┌──

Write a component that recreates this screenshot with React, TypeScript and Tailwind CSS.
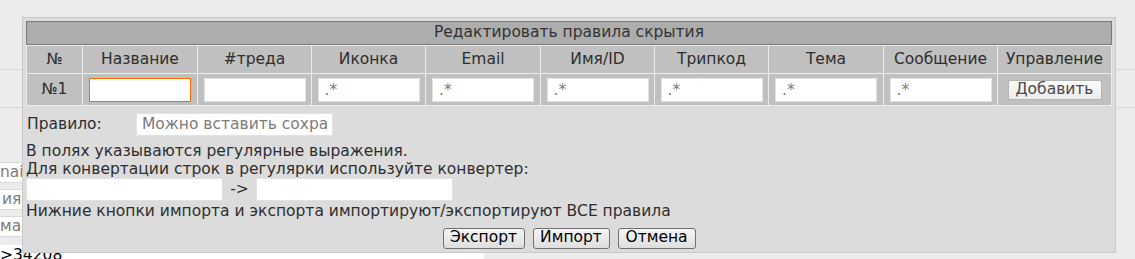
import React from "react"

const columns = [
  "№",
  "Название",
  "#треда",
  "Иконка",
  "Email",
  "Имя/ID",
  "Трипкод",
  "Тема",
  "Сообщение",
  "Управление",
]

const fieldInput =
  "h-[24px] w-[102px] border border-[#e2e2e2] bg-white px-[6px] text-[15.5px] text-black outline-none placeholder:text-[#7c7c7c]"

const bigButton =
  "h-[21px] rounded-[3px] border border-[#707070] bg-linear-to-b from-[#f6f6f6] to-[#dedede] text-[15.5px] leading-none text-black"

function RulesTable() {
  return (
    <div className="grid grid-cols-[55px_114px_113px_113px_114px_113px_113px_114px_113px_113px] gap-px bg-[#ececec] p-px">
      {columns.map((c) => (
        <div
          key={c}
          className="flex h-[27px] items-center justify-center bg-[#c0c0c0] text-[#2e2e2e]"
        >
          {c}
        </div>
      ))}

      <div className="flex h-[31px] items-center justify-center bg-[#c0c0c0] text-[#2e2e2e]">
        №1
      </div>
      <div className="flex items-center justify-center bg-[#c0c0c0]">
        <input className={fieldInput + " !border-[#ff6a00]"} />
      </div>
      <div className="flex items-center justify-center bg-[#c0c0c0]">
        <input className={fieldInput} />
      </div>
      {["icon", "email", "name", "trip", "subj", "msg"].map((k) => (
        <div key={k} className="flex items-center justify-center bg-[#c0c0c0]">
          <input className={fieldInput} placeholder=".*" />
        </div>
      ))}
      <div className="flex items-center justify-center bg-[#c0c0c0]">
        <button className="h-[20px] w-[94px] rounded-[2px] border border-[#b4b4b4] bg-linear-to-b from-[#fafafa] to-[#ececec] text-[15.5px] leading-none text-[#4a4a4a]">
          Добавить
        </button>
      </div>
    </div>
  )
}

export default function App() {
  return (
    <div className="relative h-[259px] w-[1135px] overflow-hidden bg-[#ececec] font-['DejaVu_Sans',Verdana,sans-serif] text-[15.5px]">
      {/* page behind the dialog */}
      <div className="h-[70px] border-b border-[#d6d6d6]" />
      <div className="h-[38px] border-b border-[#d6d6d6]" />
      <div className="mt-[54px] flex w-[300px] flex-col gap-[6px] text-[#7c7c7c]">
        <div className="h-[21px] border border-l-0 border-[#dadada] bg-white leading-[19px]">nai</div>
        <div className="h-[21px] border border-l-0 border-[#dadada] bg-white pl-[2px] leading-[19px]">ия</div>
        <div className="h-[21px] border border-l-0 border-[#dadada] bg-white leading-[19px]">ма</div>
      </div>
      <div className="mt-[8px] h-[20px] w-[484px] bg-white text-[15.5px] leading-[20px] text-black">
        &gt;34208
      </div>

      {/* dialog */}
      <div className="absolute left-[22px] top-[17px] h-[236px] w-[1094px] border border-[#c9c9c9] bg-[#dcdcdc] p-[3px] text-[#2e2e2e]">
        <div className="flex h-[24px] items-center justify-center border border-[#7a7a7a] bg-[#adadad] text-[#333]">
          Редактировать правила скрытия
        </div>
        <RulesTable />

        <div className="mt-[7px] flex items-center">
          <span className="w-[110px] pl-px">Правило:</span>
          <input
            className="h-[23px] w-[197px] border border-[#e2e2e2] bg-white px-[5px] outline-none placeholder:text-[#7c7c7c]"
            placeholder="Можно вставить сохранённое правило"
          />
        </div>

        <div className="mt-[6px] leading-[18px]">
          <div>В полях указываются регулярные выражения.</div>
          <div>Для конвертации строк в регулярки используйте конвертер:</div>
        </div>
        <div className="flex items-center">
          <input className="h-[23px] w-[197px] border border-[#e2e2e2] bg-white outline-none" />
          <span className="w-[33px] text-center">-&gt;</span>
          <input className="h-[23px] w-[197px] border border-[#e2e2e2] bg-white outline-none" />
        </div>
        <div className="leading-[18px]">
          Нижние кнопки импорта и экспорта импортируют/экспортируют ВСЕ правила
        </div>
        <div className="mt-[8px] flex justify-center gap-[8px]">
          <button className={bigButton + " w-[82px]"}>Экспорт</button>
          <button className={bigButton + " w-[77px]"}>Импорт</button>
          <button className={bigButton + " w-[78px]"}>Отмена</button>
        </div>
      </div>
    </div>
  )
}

└──

WORK TO COMPLETE: Reproduce the material word for word. Any pictures should be left out of the copy.

WRITTEN SOLUTION:
Write a component that recreates this screenshot with React, TypeScript and Tailwind CSS.
import React from "react"

const columns = [
  "№",
  "Название",
  "#треда",
  "Иконка",
  "Email",
  "Имя/ID",
  "Трипкод",
  "Тема",
  "Сообщение",
  "Управление",
]

const fieldInput =
  "h-[24px] w-[102px] border border-[#e2e2e2] bg-white px-[6px] text-[15.5px] text-black outline-none placeholder:text-[#7c7c7c]"

const bigButton =
  "h-[21px] rounded-[3px] border border-[#707070] bg-linear-to-b from-[#f6f6f6] to-[#dedede] text-[15.5px] leading-none text-black"

function RulesTable() {
  return (
    <div className="grid grid-cols-[55px_114px_113px_113px_114px_113px_113px_114px_113px_113px] gap-px bg-[#ececec] p-px">
      {columns.map((c) => (
        <div
          key={c}
          className="flex h-[27px] items-center justify-center bg-[#c0c0c0] text-[#2e2e2e]"
        >
          {c}
        </div>
      ))}

      <div className="flex h-[31px] items-center justify-center bg-[#c0c0c0] text-[#2e2e2e]">
        №1
      </div>
      <div className="flex items-center justify-center bg-[#c0c0c0]">
        <input className={fieldInput + " !border-[#ff6a00]"} />
      </div>
      <div className="flex items-center justify-center bg-[#c0c0c0]">
        <input className={fieldInput} />
      </div>
      {["icon", "email", "name", "trip", "subj", "msg"].map((k) => (
        <div key={k} className="flex items-center justify-center bg-[#c0c0c0]">
          <input className={fieldInput} placeholder=".*" />
        </div>
      ))}
      <div className="flex items-center justify-center bg-[#c0c0c0]">
        <button className="h-[20px] w-[94px] rounded-[2px] border border-[#b4b4b4] bg-linear-to-b from-[#fafafa] to-[#ececec] text-[15.5px] leading-none text-[#4a4a4a]">
          Добавить
        </button>
      </div>
    </div>
  )
}

export default function App() {
  return (
    <div className="relative h-[259px] w-[1135px] overflow-hidden bg-[#ececec] font-['DejaVu_Sans',Verdana,sans-serif] text-[15.5px]">
      {/* page behind the dialog */}
      <div className="h-[70px] border-b border-[#d6d6d6]" />
      <div className="h-[38px] border-b border-[#d6d6d6]" />
      <div className="mt-[54px] flex w-[300px] flex-col gap-[6px] text-[#7c7c7c]">
        <div className="h-[21px] border border-l-0 border-[#dadada] bg-white leading-[19px]">nai</div>
        <div className="h-[21px] border border-l-0 border-[#dadada] bg-white pl-[2px] leading-[19px]">ия</div>
        <div className="h-[21px] border border-l-0 border-[#dadada] bg-white leading-[19px]">ма</div>
      </div>
      <div className="mt-[8px] h-[20px] w-[484px] bg-white text-[15.5px] leading-[20px] text-black">
        &gt;34208
      </div>

      {/* dialog */}
      <div className="absolute left-[22px] top-[17px] h-[236px] w-[1094px] border border-[#c9c9c9] bg-[#dcdcdc] p-[3px] text-[#2e2e2e]">
        <div className="flex h-[24px] items-center justify-center border border-[#7a7a7a] bg-[#adadad] text-[#333]">
          Редактировать правила скрытия
        </div>
        <RulesTable />

        <div className="mt-[7px] flex items-center">
          <span className="w-[110px] pl-px">Правило:</span>
          <input
            className="h-[23px] w-[197px] border border-[#e2e2e2] bg-white px-[5px] outline-none placeholder:text-[#7c7c7c]"
            placeholder="Можно вставить сохранённое правило"
          />
        </div>

        <div className="mt-[6px] leading-[18px]">
          <div>В полях указываются регулярные выражения.</div>
          <div>Для конвертации строк в регулярки используйте конвертер:</div>
        </div>
        <div className="flex items-center">
          <input className="h-[23px] w-[197px] border border-[#e2e2e2] bg-white outline-none" />
          <span className="w-[33px] text-center">-&gt;</span>
          <input className="h-[23px] w-[197px] border border-[#e2e2e2] bg-white outline-none" />
        </div>
        <div className="leading-[18px]">
          Нижние кнопки импорта и экспорта импортируют/экспортируют ВСЕ правила
        </div>
        <div className="mt-[8px] flex justify-center gap-[8px]">
          <button className={bigButton + " w-[82px]"}>Экспорт</button>
          <button className={bigButton + " w-[77px]"}>Импорт</button>
          <button className={bigButton + " w-[78px]"}>Отмена</button>
        </div>
      </div>
    </div>
  )
}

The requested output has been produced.